It's an alarming statistic… Colorado Springs Police say there were nearly 1,200 reported runaways last year. And they tell parents, if you don't think you're kid is at risk, think again. Runaways happen all the time. “All socio-economic backgrounds have problems and issues with running away,” Sergeant Tim Stankey with the Springs Police said.
However, there’s not a whole lot police can do; running away isn’t against the law. But, there is a bill up for senate debate that could change how the cops deal with runaways. It would require the police to take runaways into temporary custody if the parents have filed a report.
That bill could help one local woman who's searching for her 15-year-old. Jessica Schwab has been passing out about 300 fliers around town for the past two weeks. She’s desperately looking for her 15-year-old daugher, Nicole Jennings, who ran away. “It’s very emotionally draining, I can't sleep at night, I worry about her getting pregnant or something worse happening to her."
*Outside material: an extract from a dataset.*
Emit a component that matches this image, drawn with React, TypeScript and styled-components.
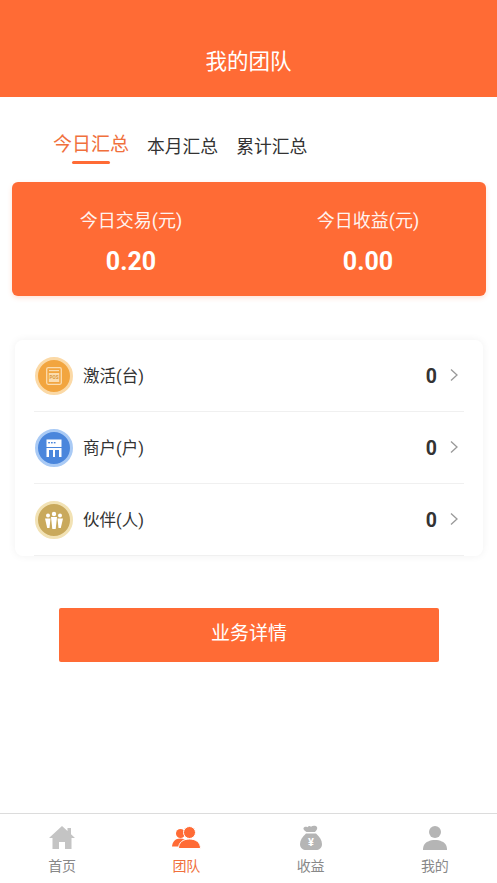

That's where places like Urban Peak come to the rescue. They provide a safe haven for homeless and runaway youth. The executive director, John McIlwee said, “We provide case management, jobs, and we have a transitional housing program here." Currently, there are 15 young adults taking staying at Urban Peak.
It’s the kind of place Schwab hopes her daughter will use as a place to stay. In the meantime, she continues to search for her Nicole and she’ll do whatever it takes to bring her home again.